Please, let me know how it works 🙂
H’mm, it was mainly the tinyurl thing that I didn’t understand, I think. Doing a regular Google search is no prob but I think the problem may be in doing it in English Google with an Arabic-script search term? I haven’t really investigated this, but I imagine the findings would be at best very spotty?
Anyway thanks for finding that nifty Arabic-language keyboard for me and getting me to understand tinyurl’s.

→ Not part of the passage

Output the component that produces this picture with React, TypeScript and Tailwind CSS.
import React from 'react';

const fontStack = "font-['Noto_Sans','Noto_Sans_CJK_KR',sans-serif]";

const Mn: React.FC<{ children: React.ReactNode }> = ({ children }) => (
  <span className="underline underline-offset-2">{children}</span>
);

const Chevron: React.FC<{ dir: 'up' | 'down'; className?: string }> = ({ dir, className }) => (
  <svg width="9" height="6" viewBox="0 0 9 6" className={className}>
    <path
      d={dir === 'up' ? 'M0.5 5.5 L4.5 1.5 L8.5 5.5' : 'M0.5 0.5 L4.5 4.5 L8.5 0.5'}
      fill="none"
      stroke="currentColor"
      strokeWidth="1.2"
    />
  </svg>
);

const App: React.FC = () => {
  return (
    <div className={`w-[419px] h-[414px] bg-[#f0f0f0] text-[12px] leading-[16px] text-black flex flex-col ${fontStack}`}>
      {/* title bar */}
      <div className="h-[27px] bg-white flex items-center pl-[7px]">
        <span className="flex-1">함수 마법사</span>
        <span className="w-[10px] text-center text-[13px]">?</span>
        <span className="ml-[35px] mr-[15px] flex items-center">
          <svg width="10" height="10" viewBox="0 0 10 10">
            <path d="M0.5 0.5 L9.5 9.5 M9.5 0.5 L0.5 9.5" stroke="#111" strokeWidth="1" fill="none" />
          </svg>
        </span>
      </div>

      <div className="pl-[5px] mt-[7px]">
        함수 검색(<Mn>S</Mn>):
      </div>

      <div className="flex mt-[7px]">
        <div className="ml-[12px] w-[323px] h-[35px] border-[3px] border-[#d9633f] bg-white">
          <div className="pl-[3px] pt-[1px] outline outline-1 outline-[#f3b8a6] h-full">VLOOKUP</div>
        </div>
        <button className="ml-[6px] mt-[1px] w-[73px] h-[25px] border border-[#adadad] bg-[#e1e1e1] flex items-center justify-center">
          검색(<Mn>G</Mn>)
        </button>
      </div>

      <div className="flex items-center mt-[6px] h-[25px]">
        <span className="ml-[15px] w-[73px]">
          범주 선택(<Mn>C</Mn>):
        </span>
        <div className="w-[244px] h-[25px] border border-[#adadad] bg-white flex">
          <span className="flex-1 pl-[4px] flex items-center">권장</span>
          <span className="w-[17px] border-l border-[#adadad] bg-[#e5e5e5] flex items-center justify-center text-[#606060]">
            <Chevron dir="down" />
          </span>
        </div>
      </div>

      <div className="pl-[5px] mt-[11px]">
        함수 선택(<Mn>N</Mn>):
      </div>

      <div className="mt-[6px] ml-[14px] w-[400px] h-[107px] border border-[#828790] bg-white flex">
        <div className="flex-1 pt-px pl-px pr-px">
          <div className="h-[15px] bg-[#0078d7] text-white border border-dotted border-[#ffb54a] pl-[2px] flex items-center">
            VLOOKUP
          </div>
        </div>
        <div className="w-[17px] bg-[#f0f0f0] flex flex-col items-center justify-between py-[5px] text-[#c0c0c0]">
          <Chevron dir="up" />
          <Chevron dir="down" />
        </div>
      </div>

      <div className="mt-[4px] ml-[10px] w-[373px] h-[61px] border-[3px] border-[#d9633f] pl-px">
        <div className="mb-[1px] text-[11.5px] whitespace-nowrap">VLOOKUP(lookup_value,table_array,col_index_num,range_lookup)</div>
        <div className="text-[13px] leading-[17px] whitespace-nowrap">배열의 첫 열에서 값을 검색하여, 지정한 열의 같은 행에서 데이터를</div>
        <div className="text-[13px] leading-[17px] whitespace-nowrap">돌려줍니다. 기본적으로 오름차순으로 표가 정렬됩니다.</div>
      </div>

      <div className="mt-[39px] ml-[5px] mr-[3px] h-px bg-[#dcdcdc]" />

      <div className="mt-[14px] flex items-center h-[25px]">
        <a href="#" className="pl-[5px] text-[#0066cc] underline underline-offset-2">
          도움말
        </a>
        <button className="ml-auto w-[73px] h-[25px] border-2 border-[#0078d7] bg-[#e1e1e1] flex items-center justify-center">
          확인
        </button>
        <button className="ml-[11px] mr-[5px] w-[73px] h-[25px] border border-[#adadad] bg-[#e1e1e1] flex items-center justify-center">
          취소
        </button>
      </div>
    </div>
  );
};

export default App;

My understanding is, in general, non-English search is not a really big thing. I found something by your name on Daralhayat and elsewhere, but without knowing a word of Arabic, I can’t say how useful it is. With this keyboard, you can try more 🙂
http://tinyurl.com and its relative http://snipurl.com are nice, they make short URLs and with snipurl one can even change the long URL without changing the short one.
The idea is to let people know the short URL without getting messed with huge long strings. But with blogs, it does not really matter: all info is organized in a blog, so all people need to know is how to get around the blog.